10. Floodplain Revival
Emiquon Project, Illinois
Can diked and drained farm fields be returned to a natural, functioning floodplain? That question drove the creation of this 6,700-acre preserve along the Illinois River.
“Emiquon is a proof of concept,” says Jason Beverlin, the Conservancy’s Illinois River program director.
When kids visit, they’ll learn what a floodplain does—from soaking up the swollen waters of flooding rivers to providing important habitat for aquatic species—and how the Conservancy is restoring this one.
Starting from the Lakeside Observatory on Thompson Lake, families can ascend to a two-story lookout with spotting scopes, hike two miles of trails, paddle a canoe on the lake or fish for bass.

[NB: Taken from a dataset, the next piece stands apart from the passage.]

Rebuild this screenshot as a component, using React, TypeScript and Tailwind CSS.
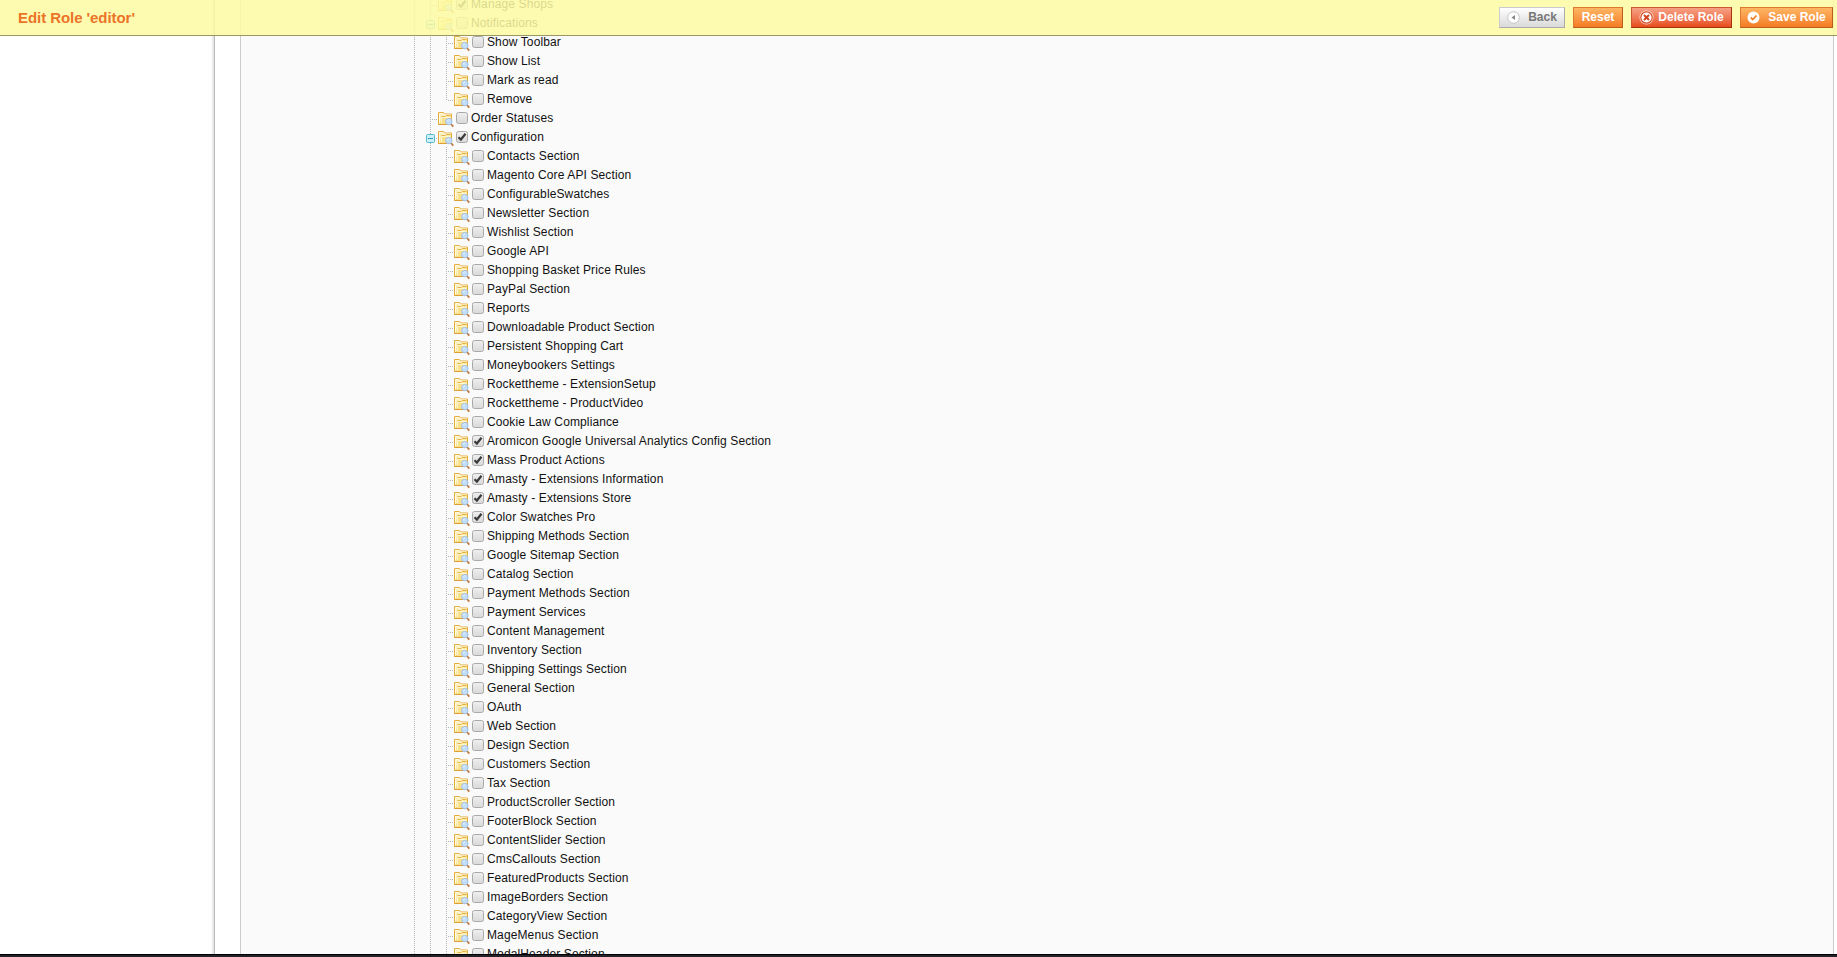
import * as React from "react";
import clsx from "clsx";

type Node = { label: string; level: 1 | 2; checked?: boolean; open?: boolean; last?: boolean };

const section = (label: string, checked = false): Node => ({ label, level: 2, checked });

const NODES: Node[] = [
  { label: "Manage Shops", level: 1, checked: true },
  { label: "Notifications", level: 1, open: true },
  section("Show Toolbar"),
  section("Show List"),
  section("Mark as read"),
  { label: "Remove", level: 2, last: true },
  { label: "Order Statuses", level: 1 },
  { label: "Configuration", level: 1, checked: true, open: true },
  section("Contacts Section"),
  section("Magento Core API Section"),
  section("ConfigurableSwatches"),
  section("Newsletter Section"),
  section("Wishlist Section"),
  section("Google API"),
  section("Shopping Basket Price Rules"),
  section("PayPal Section"),
  section("Reports"),
  section("Downloadable Product Section"),
  section("Persistent Shopping Cart"),
  section("Moneybookers Settings"),
  section("Rockettheme - ExtensionSetup"),
  section("Rockettheme - ProductVideo"),
  section("Cookie Law Compliance"),
  section("Aromicon Google Universal Analytics Config Section", true),
  section("Mass Product Actions", true),
  section("Amasty - Extensions Information", true),
  section("Amasty - Extensions Store", true),
  section("Color Swatches Pro", true),
  section("Shipping Methods Section"),
  section("Google Sitemap Section"),
  section("Catalog Section"),
  section("Payment Methods Section"),
  section("Payment Services"),
  section("Content Management"),
  section("Inventory Section"),
  section("Shipping Settings Section"),
  section("General Section"),
  section("OAuth"),
  section("Web Section"),
  section("Design Section"),
  section("Customers Section"),
  section("Tax Section"),
  section("ProductScroller Section"),
  section("FooterBlock Section"),
  section("ContentSlider Section"),
  section("CmsCallouts Section"),
  section("FeaturedProducts Section"),
  section("ImageBorders Section"),
  section("CategoryView Section"),
  section("MageMenus Section"),
  section("ModalHeader Section"),
];

/** Folder with a magnifier over its lower right corner. */
function FolderIcon() {
  return (
    <svg className="mt-[3px] h-4 w-4 shrink-0" viewBox="0 0 16 16" fill="none">
      <path d="M.5 12.500v-12h5l1 1.500h7v10.500z" fill="#fdf0bd" stroke="#e3ae3f" />
      <path d="M1.500 11.500v-10h3.500l1 1.500h6.500" stroke="#fffae3" />
      <path d="M1.500 12l2-7.500h9.500v7.500z" fill="#f9e08a" />
      <path d="M3.500 4.500h3.500l1-1h4.500" stroke="#e5b346" />
      <path d="M3.500 5.500h9M3.500 6v5" stroke="#fff6cf" />
      <path d="M.5 12.500h10" stroke="#dc9d31" />
      <path d="M13 12l2.300 2.600" stroke="#bd7b44" strokeWidth="1.800" />
      <circle cx="10.800" cy="9.600" r="3.200" fill="#c3def8" stroke="#a3c1e6" />
      <path d="M9.200 9.300a1.700 1.700 0 0 1 1.600-1.500" stroke="#ebf6ff" />
    </svg>
  );
}

function CheckBox({ checked }: { checked?: boolean }) {
  return (
    <span className="mt-[3px] ml-0.5 flex size-3 shrink-0 items-center justify-center rounded-[2.5px] border border-[#a9a9a9] bg-linear-to-b from-[#eee] to-[#dadada]">
      {checked && (
        <svg className="size-2.5 shrink-0" viewBox="0 0 10 10" fill="none">
          <path d="M1.500 5.200l2.400 2.300L8.500 1.700" stroke="#3a3a3a" strokeWidth="2.200" />
        </svg>
      )}
    </span>
  );
}

function Toggle() {
  return (
    <svg className="mt-[6px] -ml-1 h-[9px] w-[9px] shrink-0" viewBox="0 0 9 9" fill="none">
      <rect x=".5" y=".5" width="8" height="8" rx="1" fill="#cdf0f7" stroke="#55b9d0" />
      <path d="M2 4.500h5" stroke="#2e9db9" />
    </svg>
  );
}

/** Vertical dotted guide, one row high. Rows are odd in height, so the dots shift on every other one. */
function Guide({ half, odd }: { half?: boolean; odd: boolean }) {
  return (
    <span className={clsx("flex w-4 shrink-0", half ? "h-[11px]" : "h-[19px]")}>
      <svg className="h-full w-px" shapeRendering="crispEdges">
        <path d="M.5 0V19" stroke="#b4b4b4" strokeDasharray="1 1" strokeDashoffset={odd ? 1 : 0} />
      </svg>
    </span>
  );
}

function Dash({ short }: { short?: boolean }) {
  return (
    <svg
      className={clsx("mt-[10px] h-px shrink-0", short ? "ml-px w-px" : "ml-0.5 w-[5px]")}
      shapeRendering="crispEdges"
    >
      <path d="M0 .5H6" stroke="#b4b4b4" strokeDasharray="1 1" />
    </svg>
  );
}

function Row({ node, odd }: { node: Node; odd: boolean }) {
  return (
    <li className="flex h-[19px] items-start">
      <Guide odd={odd} />
      <Guide odd={odd} />
      {node.level === 2 && <Guide half={node.last} odd={odd} />}
      <span className="-ml-4 flex w-2 shrink-0">
        {node.open && <Toggle />}
        <Dash short={node.open} />
      </span>
      <FolderIcon />
      <CheckBox checked={node.checked} />
      <span className="ml-[3px] leading-[19px] tracking-[0.12px] whitespace-nowrap">{node.label}</span>
    </li>
  );
}

function Button({ tone, children }: { tone: string; children: React.ReactNode }) {
  return (
    <button
      className={clsx(
        "flex h-[21px] items-center justify-center border text-[12px] leading-[17px] font-bold",
        tone,
      )}
    >
      {children}
    </button>
  );
}

export default function App() {
  return (
    <div className="relative flex h-[957px] w-[1837px] flex-col overflow-hidden bg-white font-['Liberation_Sans',Arial,sans-serif] text-[12px] text-[#111]">
      <main className="flex min-h-0 flex-1">
        <aside className="w-[215px] shrink-0 border-r border-[#bbb] bg-linear-to-l from-[#ddd] via-white via-[3px] to-white" />
        <div className="w-[25px] shrink-0" />
        <section className="min-w-0 flex-1 overflow-hidden border-x border-[#ccc] bg-[#fafafa]">
          <ul className="-mt-[5px] ml-[173px]">
            {NODES.map((node, i) => (
              <Row key={node.label} node={node} odd={i % 2 === 1} />
            ))}
          </ul>
        </section>
        <div className="w-[3px] shrink-0" />
      </main>
      <footer className="h-[3px] shrink-0 border-t border-black bg-[#222228]" />

      <header className="absolute inset-x-0 top-0 flex h-9 items-start justify-between border-b border-[#9b9763] bg-[#fdfaa2]/85 pt-[7px] pr-1 pl-[18px]">
        <h3 className="text-[15px] leading-[22px] font-bold tracking-[-0.06px] text-[#eb7428]">Edit Role 'editor'</h3>
        <div className="flex gap-2">
          <Button tone="w-[66px] gap-2 border-[#ccc] border-r-[#aaa] border-b-[#aaa] bg-linear-to-b from-white to-[#d9d9d9] text-[#777]">
            <svg className="size-[13px]" viewBox="0 0 13 13">
              <circle cx="6.500" cy="6.500" r="5.800" fill="#fff" stroke="#c4c4c4" />
              <path d="M8 4v5L4.500 6.500z" fill="#888" />
            </svg>
            Back
          </Button>
          <Button tone="w-[50px] border-[#de7a2c] border-r-[#b85d1c] border-b-[#b85d1c] bg-linear-to-b from-[#fdb663] to-[#f47b20] text-white">
            Reset
          </Button>
          <Button tone="w-[101px] gap-1 border-[#cb5630] border-r-[#a83110] border-b-[#a83110] bg-linear-to-b from-[#f6a184] to-[#e64c19] text-white">
            <svg className="size-[15px] shrink-0" viewBox="0 0 15 15" fill="none">
              <circle cx="7.500" cy="7.500" r="7" fill="#fbdccf" />
              <circle cx="7.500" cy="7.500" r="5.700" fill="#fff" stroke="#d4512c" strokeWidth="1.200" />
              <path d="M5 5l5 5M10 5l-5 5" stroke="#cf4520" strokeWidth="2" />
            </svg>
            Delete Role
          </Button>
          <Button tone="w-[93px] gap-2 border-[#de7a2c] border-r-[#b85d1c] border-b-[#b85d1c] bg-linear-to-b from-[#fdb663] to-[#f47b20] text-white">
            <svg className="size-[13px] shrink-0" viewBox="0 0 13 13" fill="none">
              <circle cx="6.500" cy="6.500" r="6" fill="#fff" />
              <path d="M3.800 6.500l2 2 3.700-4" stroke="#f08028" strokeWidth="1.800" />
            </svg>
            Save Role
          </Button>
        </div>
      </header>
    </div>
  );
}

How has Emiquon changed as it has been restored to a natural floodplain? Come on out and see.
Most visitors also linger at the adjacent Dickson Mounds Museum, a major archaeological museum that explores the area’s 12,000 years of human habitation. In fact, about 150 archaeological sites have been unearthed at Emiquon.
Don’t Stop Here! More Nature Conservancy Preserves to Visit:
- Mashomack Preserve, Long Island, New York: Explore the birdlife and natural history of Long Island through hikes and guided programs. Families will enjoy walking through meadows and exploring interactive exhibits at the visitors center.
- McCartney Creek Preserve, Washington: How will the health of the creek change as the land recovers from past grazing? Watch restoration in action by viewing the photos taken periodically from fixed camera stands and then visit the preserve and add your own photographs.
- Coachella Valley Preserve, California: The Nature Conservancy owns part of this desert preserve, which features 25 miles of trails and a visitors center made of palm logs.